Directions: Give every line back verbatim, dropping all images.

:::::

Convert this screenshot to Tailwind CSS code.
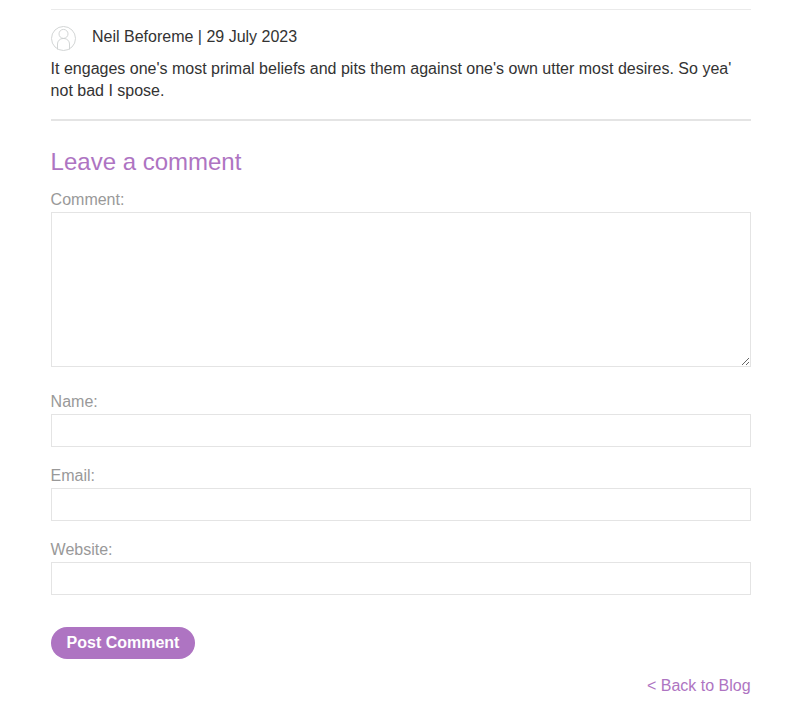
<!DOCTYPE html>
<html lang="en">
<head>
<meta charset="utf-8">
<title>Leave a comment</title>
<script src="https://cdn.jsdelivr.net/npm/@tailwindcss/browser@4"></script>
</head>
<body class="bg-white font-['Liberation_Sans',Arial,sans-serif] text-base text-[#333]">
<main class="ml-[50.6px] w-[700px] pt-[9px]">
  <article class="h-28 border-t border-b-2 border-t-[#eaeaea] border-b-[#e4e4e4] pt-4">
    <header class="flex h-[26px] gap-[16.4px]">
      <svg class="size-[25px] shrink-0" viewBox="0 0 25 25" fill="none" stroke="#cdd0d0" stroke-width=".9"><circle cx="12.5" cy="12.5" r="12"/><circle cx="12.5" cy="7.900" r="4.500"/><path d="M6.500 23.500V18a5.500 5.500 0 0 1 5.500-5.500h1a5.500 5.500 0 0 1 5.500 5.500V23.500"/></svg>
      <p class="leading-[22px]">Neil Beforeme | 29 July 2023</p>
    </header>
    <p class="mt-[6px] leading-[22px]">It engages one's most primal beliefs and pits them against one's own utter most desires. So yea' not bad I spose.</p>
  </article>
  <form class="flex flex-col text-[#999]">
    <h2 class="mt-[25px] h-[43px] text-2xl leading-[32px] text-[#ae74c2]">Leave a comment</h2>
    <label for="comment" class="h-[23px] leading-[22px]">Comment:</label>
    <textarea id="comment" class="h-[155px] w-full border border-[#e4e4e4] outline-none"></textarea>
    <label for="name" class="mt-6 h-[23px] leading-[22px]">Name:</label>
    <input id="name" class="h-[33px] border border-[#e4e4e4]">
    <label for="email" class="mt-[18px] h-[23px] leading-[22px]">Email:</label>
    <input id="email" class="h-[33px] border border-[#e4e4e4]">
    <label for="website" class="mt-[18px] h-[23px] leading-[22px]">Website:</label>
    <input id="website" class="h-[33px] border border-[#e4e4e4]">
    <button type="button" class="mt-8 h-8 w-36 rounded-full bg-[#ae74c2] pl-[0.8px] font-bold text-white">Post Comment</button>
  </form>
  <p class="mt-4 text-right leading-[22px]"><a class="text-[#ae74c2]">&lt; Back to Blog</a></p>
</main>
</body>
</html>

:::::

Task solution:
Convert this screenshot to Tailwind CSS code.
<!DOCTYPE html>
<html lang="en">
<head>
<meta charset="utf-8">
<title>Leave a comment</title>
<script src="https://cdn.jsdelivr.net/npm/@tailwindcss/browser@4"></script>
</head>
<body class="bg-white font-['Liberation_Sans',Arial,sans-serif] text-base text-[#333]">
<main class="ml-[50.6px] w-[700px] pt-[9px]">
  <article class="h-28 border-t border-b-2 border-t-[#eaeaea] border-b-[#e4e4e4] pt-4">
    <header class="flex h-[26px] gap-[16.4px]">
      <svg class="size-[25px] shrink-0" viewBox="0 0 25 25" fill="none" stroke="#cdd0d0" stroke-width=".9"><circle cx="12.5" cy="12.5" r="12"/><circle cx="12.5" cy="7.900" r="4.500"/><path d="M6.500 23.500V18a5.500 5.500 0 0 1 5.500-5.500h1a5.500 5.500 0 0 1 5.500 5.500V23.500"/></svg>
      <p class="leading-[22px]">Neil Beforeme | 29 July 2023</p>
    </header>
    <p class="mt-[6px] leading-[22px]">It engages one's most primal beliefs and pits them against one's own utter most desires. So yea' not bad I spose.</p>
  </article>
  <form class="flex flex-col text-[#999]">
    <h2 class="mt-[25px] h-[43px] text-2xl leading-[32px] text-[#ae74c2]">Leave a comment</h2>
    <label for="comment" class="h-[23px] leading-[22px]">Comment:</label>
    <textarea id="comment" class="h-[155px] w-full border border-[#e4e4e4] outline-none"></textarea>
    <label for="name" class="mt-6 h-[23px] leading-[22px]">Name:</label>
    <input id="name" class="h-[33px] border border-[#e4e4e4]">
    <label for="email" class="mt-[18px] h-[23px] leading-[22px]">Email:</label>
    <input id="email" class="h-[33px] border border-[#e4e4e4]">
    <label for="website" class="mt-[18px] h-[23px] leading-[22px]">Website:</label>
    <input id="website" class="h-[33px] border border-[#e4e4e4]">
    <button type="button" class="mt-8 h-8 w-36 rounded-full bg-[#ae74c2] pl-[0.8px] font-bold text-white">Post Comment</button>
  </form>
  <p class="mt-4 text-right leading-[22px]"><a class="text-[#ae74c2]">&lt; Back to Blog</a></p>
</main>
</body>
</html>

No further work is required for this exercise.